Addressing the question of end-to-end Infrastructure Response Time is one of the key challenges that will have to be met in order for virtualization to actually progress beyond its “low hanging fruit” stage in many enterprises and address business critical applications. The teams that own these applications are going to demand that the owners of these new virtual and dynamic infrastructures be able to measure and assure the performance of these infrastructures on behalf of these business critical applications. The IT Operations teams running these virtual infrastructures will need IPM tools if for no other reason that to be able defend themselves in blamestorming (something is wrong let’s assign the blame) meetings.
Infrastructure Performance Management and Public Clouds
If addressing this problem in enterprises is not enough of an opportunity, it is an even greater requirement and opportunity in public clouds.

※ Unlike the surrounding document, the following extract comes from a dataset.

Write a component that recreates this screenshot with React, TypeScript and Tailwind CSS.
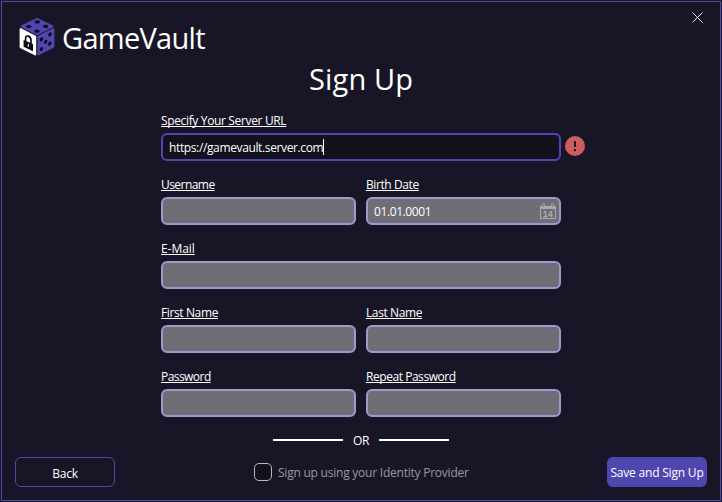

Security and performance assurance are the two top reasons why enterprises are reluctant to put business critical applications into public clouds. The performance concerns are not going to go away until cloud vendors can publish more than useless virtual resource consumption statistics to their customers. These requirements and where we stand meeting them were discussed in this post.
The acquisition of Akorri by NetApp demonstrates the importance of Infrastructure Performance Management solutions as virtualization progresses into the realm of business critical applications, and as public clouds hope to do the same. However rather than signalling a “game over” this acquisition really raises both the visibility and the importance of both the problems that Akorri solved, and the true end-to-end problems that remain.